The evening cracked on with high humour and hearty conversation. Clare did herself proud. Wonderful entertainment. It finished with me challenging anyone left standing to games of tennis on the X Box Kinect. My backhand is something to behold at 2.45am. I was just reaching my peak when suddenly the room was empty. This happens to me a lot.
Our chance to lay-in on Sunday morning was snaffled with alacrity. Leaving the girls with Granny was our best decision of the weekend. Clare was back in the kitchen rustling up a hearty breakfast, but things were a bit more leisurely than the previous evening.

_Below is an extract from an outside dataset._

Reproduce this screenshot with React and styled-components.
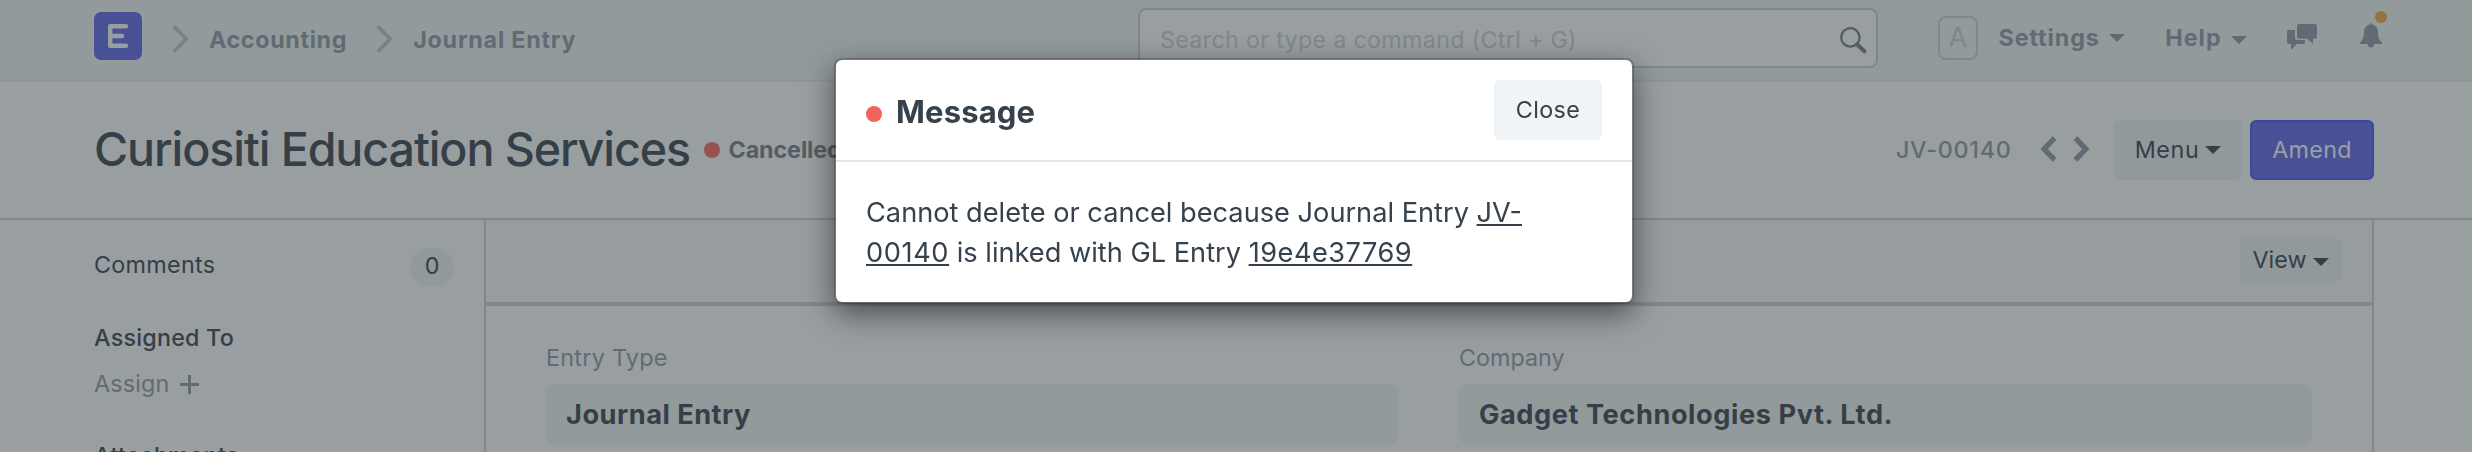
import React from 'react';
import styled, { createGlobalStyle } from 'styled-components';

const muted = 'rgb(141, 153, 164)';
const dark = 'rgb(54, 65, 76)';
const line = 'rgb(207, 211, 214)';
const soft = 'rgb(238, 245, 245)';

const GlobalStyle = createGlobalStyle`
  * { box-sizing: border-box; }
  body { margin: 0; background: #fff; overflow: hidden; }
  button { border: 0; margin: 0; font: inherit; color: inherit; }
  svg { display: block; flex: none; }
`;

const Page = styled.div`
  height: 452px;
  overflow: hidden;
  font-family: Inter, "Liberation Sans", sans-serif;
  font-size: 23.3px;
  line-height: 34px;
  color: ${dark};
  white-space: nowrap;
`;

const Text = styled.span`
  letter-spacing: ${(p) => p.$spacing || 0}px;
  font-weight: ${(p) => p.$weight || 400};
`;

/* Navbar */
const Navbar = styled.header`
  display: flex;
  align-items: flex-start;
  height: 82px;
  padding-left: 94px;
  background: rgb(240, 247, 246);
  border-bottom: 2px solid rgb(234, 237, 241);
  color: ${muted};
`;

const Breadcrumbs = styled.nav`
  display: flex;
  flex: 0 0 1044px;
  padding-top: 12px;
`;

const Logo = styled.div`
  width: 48px;
  height: 48px;
  border-radius: 7px;
  background: rgb(94, 101, 235);
`;

const Separator = styled.div`
  margin: 12px 19px 0 30px;
`;

const Crumb = styled(Text)`
  margin-top: 10.5px;
  margin-right: -1px;
  font-weight: 700;
`;

const SearchBox = styled.div`
  display: flex;
  justify-content: space-between;
  flex: 0 0 740px;
  height: 60px;
  margin-top: 8px;
  padding: 13px 9px 0 20px;
  border: 2px solid ${line};
  border-radius: 8px;
  background: #fff;
  color: rgb(207, 210, 211);
`;

const SearchIconWrap = styled.div`
  margin-top: 4px;
`;

const NavTools = styled.div`
  display: flex;
  padding-left: 60px;
`;

const Avatar = styled.div`
  width: 40px;
  height: 44px;
  margin: 16px 20.5px 0 0;
  border: 2px solid ${line};
  border-radius: 8px;
  font-size: 27.2px;
  line-height: 40px;
  text-align: center;
  color: rgb(205, 208, 210);
`;

const NavMenu = styled.div`
  display: flex;
  gap: 9.5px;
  margin: 20.5px 40px 0 0;
`;

const Caret = styled.span`
  flex: none;
  width: 0;
  height: 0;
  margin-top: ${(p) => p.$top || 0}px;
  border: 8px solid transparent;
  border-top-color: currentColor;
  border-bottom: 0;
`;

const CommentsWrap = styled.div`
  margin: 24px 43px 0 0;
`;

const BellWrap = styled.div`
  position: relative;
  margin-top: 23px;
`;

const BellBadge = styled.span`
  position: absolute;
  left: 15px;
  top: -12px;
  width: 12px;
  height: 12px;
  border-radius: 50%;
  background: rgb(248, 169, 59);
`;

/* Page head */
const PageHead = styled.section`
  display: flex;
  align-items: center;
  justify-content: space-between;
  height: 138px;
  padding: 0 98px 0 94px;
  border-bottom: 2px solid ${line};
`;

const HeadGroup = styled.div`
  display: flex;
  align-items: center;
`;

const Title = styled.h1`
  margin: -2px 14px 0 0;
  font-size: 46.6px;
  line-height: 60px;
  font-weight: 500;
  letter-spacing: -1.09px;
`;

const Dot = styled.span`
  flex: none;
  width: 16px;
  height: 16px;
  border-radius: 50%;
  background: ${(p) => p.$color};
`;

const Status = styled(Text)`
  margin-left: 8.5px;
  color: rgb(118, 125, 135);
`;

const DocName = styled(Text)`
  margin-right: 28.5px;
  color: ${muted};
`;

const Pager = styled.div`
  display: flex;
  gap: 16px;
  margin: -2px 24px 0 0;
  color: ${muted};
`;

const Button = styled.button`
  display: flex;
  align-items: center;
  justify-content: center;
  gap: ${(p) => p.$gap || 0}px;
  width: ${(p) => p.$width}px;
  height: ${(p) => p.$height || 60}px;
  padding: 0 0 1px;
  border-radius: 6px;
  background: ${(p) => p.$bg || soft};
`;

const PrimaryButton = styled(Button)`
  margin-left: 8px;
  border: 2px solid rgb(66, 83, 253);
  background: rgb(94, 101, 235);
  color: #fff;
`;

/* Content */
const Content = styled.div`
  display: flex;
  height: 232px;
  padding: 0 98px 0 94px;
`;

const Sidebar = styled.aside`
  flex: 0 0 390px;
  display: flex;
  flex-direction: column;
  padding: 28px 30px 0 0;
`;

const SidebarRow = styled.div`
  display: flex;
  justify-content: space-between;
  align-items: flex-start;
  margin-bottom: 35px;
`;

const Badge = styled.span`
  width: 44px;
  height: 38px;
  border-radius: 19px;
  background: ${soft};
  line-height: 36px;
  text-align: center;
`;

const SidebarHeading = styled(Text)`
  font-weight: 500;
`;

const AssignLink = styled.div`
  display: flex;
  align-items: center;
  gap: 11px;
  margin: 12px 0 38px;
  color: ${muted};
`;

const Main = styled.main`
  flex: 1;
  border: solid ${line};
  border-width: 0 2px;
`;

const Toolbar = styled.div`
  display: flex;
  justify-content: flex-end;
  height: 86px;
  padding: 18px 30px 0 0;
  border-bottom: 4px solid ${line};
  background: rgb(250, 251, 251);
`;

const Form = styled.div`
  display: grid;
  grid-template-columns: 1fr 1fr;
  gap: 60px;
  padding: 35px 60px 0;
`;

const Field = styled.div`
  display: flex;
  flex-direction: column;
  gap: 9px;
`;

const Label = styled(Text)`
  color: ${muted};
`;

const Value = styled.div`
  height: 60px;
  padding: 1px 0 0 20px;
  border-radius: 8px;
  background: rgb(240, 247, 246);
  font-size: 27.2px;
  line-height: 60px;
  font-weight: 700;
  letter-spacing: ${(p) => p.$spacing}px;
`;

/* Dialog */
const Backdrop = styled.div`
  position: fixed;
  inset: 0;
  background: rgba(52, 61, 65, 0.5);
`;

const DialogLayer = styled.div`
  position: fixed;
  inset: 0;
  padding: 58px 0 0 834px;
`;

const Dialog = styled.div`
  width: 800px;
  height: 246px;
  border: 2px solid rgba(0, 0, 0, 0.2);
  border-radius: 8px;
  background: #fff;
  background-clip: padding-box;
  box-shadow: 0 10px 30px rgba(0, 0, 0, 0.5);
  color: #36414c;
`;

const DialogHeader = styled.div`
  display: flex;
  align-items: center;
  height: 102px;
  padding: 0 30px;
  border-bottom: 2px solid #e5e5e5;
`;

const DialogDot = styled(Dot)`
  margin-top: 8px;
`;

const DialogTitle = styled.h2`
  flex: 1;
  margin: 4px 0 0 14px;
  font-size: 31px;
  line-height: 40px;
  font-weight: 700;
  letter-spacing: 0.15px;
`;

const DialogBody = styled.p`
  margin: 0;
  padding: 31px 30px 0;
  font-size: 27.2px;
  line-height: 40px;
`;

const DocLink = styled.a`
  letter-spacing: ${(p) => p.$spacing || 0}px;
  text-decoration: underline 2px;
  text-underline-offset: 2px;
  text-decoration-skip-ink: none;
`;

const Chevron = () => (
  <svg width="18" height="30" viewBox="0 0 18 30" fill="none" stroke="rgb(190,196,201)" strokeWidth="3.7">
    <path d="M1.8 2.2 14.2 15 1.8 27.6" />
  </svg>
);

const PagerArrow = ({ next }) => (
  <svg width="17" height="28" viewBox="0 0 17 28" fill="none" stroke="currentColor" strokeWidth="5.4">
    <path d={next ? 'M2.4 3.2 12.8 14 2.4 24.8' : 'M14.6 3.2 4.2 14 14.6 24.8'} />
  </svg>
);

export default function App() {
  return (
    <Page>
      <GlobalStyle />
      <Navbar>
        <Breadcrumbs>
          <Logo>
            <svg width="48" height="48" viewBox="0 0 48 48" fill="none" stroke="#fff" strokeWidth="4.4" strokeLinecap="round" strokeLinejoin="round">
              <path d="M32 14.2H16.2V33.8H32M16.2 24H28" />
            </svg>
          </Logo>
          <Separator><Chevron /></Separator>
          <Crumb $spacing={0.65}>Accounting</Crumb>
          <Separator><Chevron /></Separator>
          <Crumb $spacing={0.78}>Journal Entry</Crumb>
        </Breadcrumbs>
        <SearchBox>
          <Text $spacing={0.3}>Search or type a command (Ctrl + G)</Text>
          <SearchIconWrap>
            <svg width="27" height="27" viewBox="0 0 27 27" fill="none" stroke="rgb(114,123,135)">
              <circle cx="10.4" cy="10.4" r="9.2" strokeWidth="2.3" />
              <path d="M17 17.2 24.3 24.3" strokeWidth="4" strokeLinecap="round" />
            </svg>
          </SearchIconWrap>
        </SearchBox>
        <NavTools>
          <Avatar>A</Avatar>
          <NavMenu>
            <Text $weight={700} $spacing={0.91}>Settings</Text>
            <Caret $top={13.5} />
          </NavMenu>
          <NavMenu>
            <Text $weight={700} $spacing={1.03}>Help</Text>
            <Caret $top={15.5} />
          </NavMenu>
          <CommentsWrap>
            <svg width="30" height="26" viewBox="0 0 30 26" fill="currentColor">
              <path d="M12 0H28Q30 0 30 2V12.7Q30 14.7 28 14.7H26V20L20.3 14.7H12Q10 14.7 10 12.7V2Q10 0 12 0Z" />
              <path d="M1.8 6H8V14Q8 16 10 16H18V18.2Q18 20 16.2 20H9.7L4 26V20H1.8Q0 20 0 18.2V7.8Q0 6 1.8 6Z" />
            </svg>
          </CommentsWrap>
          <BellWrap>
            <svg width="22" height="25" viewBox="0 0 22 25" fill="currentColor">
              <path d="M11 0Q12 0 12 1.4C16 2 18 5.4 18 9.5C18 15 19.5 17.3 22 19.5V21H14.2Q13.8 24.6 11 24.6Q8.2 24.6 7.8 21H0V19.5C2.5 17.3 4 15 4 9.5C4 5.4 6 2 10 1.4Q10 0 11 0Z" />
            </svg>
            <BellBadge />
          </BellWrap>
        </NavTools>
      </Navbar>

      <PageHead>
        <HeadGroup>
          <Title>Curiositi Education Services</Title>
          <Dot $color="rgb(248,105,95)" />
          <Status $weight={700} $spacing={-0.1}>Cancelled</Status>
        </HeadGroup>
        <HeadGroup>
          <DocName $weight={500} $spacing={0.75}>JV-00140</DocName>
          <Pager>
            <PagerArrow />
            <PagerArrow next />
          </Pager>
          <Button $width={128} $gap={6}>
            <Text $spacing={0.6}>Menu</Text>
            <Caret $top={1} />
          </Button>
          <PrimaryButton $width={124}>
            <Text $spacing={0.29}>Amend</Text>
          </PrimaryButton>
        </HeadGroup>
      </PageHead>

      <Content>
        <Sidebar>
          <SidebarRow>
            <Text $spacing={0.31}>Comments</Text>
            <Badge>0</Badge>
          </SidebarRow>
          <SidebarHeading $spacing={0.22}>Assigned To</SidebarHeading>
          <AssignLink>
            <Text $spacing={0.18}>Assign</Text>
            <svg width="19" height="20" viewBox="0 0 19 20" stroke="currentColor" strokeWidth="3">
              <path d="M0 10.5H19M9.5 1V20" />
            </svg>
          </AssignLink>
          <SidebarHeading $spacing={0.39}>Attachments</SidebarHeading>
        </Sidebar>
        <Main>
          <Toolbar>
            <Button $width={102} $height={44} $gap={7}>
              <Text>View</Text>
              <Caret $top={4} />
            </Button>
          </Toolbar>
          <Form>
            <Field>
              <Label $spacing={0.3}>Entry Type</Label>
              <Value $spacing={0.49}>Journal Entry</Value>
            </Field>
            <Field>
              <Label>Company</Label>
              <Value $spacing={0.56}>Gadget Technologies Pvt. Ltd.</Value>
            </Field>
          </Form>
        </Main>
      </Content>

      <Backdrop />
      <DialogLayer>
        <Dialog role="dialog">
          <DialogHeader>
            <DialogDot $color="#f1635d" />
            <DialogTitle>Message</DialogTitle>
            <Button $width={108} $bg="#f0f4f7">
              <Text $spacing={0.39}>Close</Text>
            </Button>
          </DialogHeader>
          <DialogBody>
            Cannot delete or cancel because Journal Entry <DocLink>JV-<br />
            <Text $spacing={0.6}>00140</Text></DocLink> is linked with GL Entry <DocLink $spacing={0.5}>19e4e37769</DocLink>
          </DialogBody>
        </Dialog>
      </DialogLayer>
    </Page>
  );
}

It was good to talk to Peter about his interest in horse racing. He’s bought a decent brood mare once owned by John Ferguson, bloodstock adviser to Sheik Mohammad and is looking forward to putting a two-year-old in training with David O’Meara later this year. Peter’s links with racing don’t end there. For many years he has held a pilot’s license and has built a useful business flying the top northern jockeys around to meetings in their packed schedule. He didn’t have a bad word for current Champ Paul Hanagan and previous Champ, now jockey’s rep, Kevin Darley. He also had some interesting stories to relate professional betting syndicates playing the delay between real time events at track-side and the reactions on exchange markets, for photo-finishes and the like. A high-octane way to earn a living based entirely on the judgement of the bloke on the line with a mobile in hand.
But soon it was time to head back home and grab an early night. Burns has been well remembered this weekend. Unlike the losing nags at Cheltenham and Leopardstown.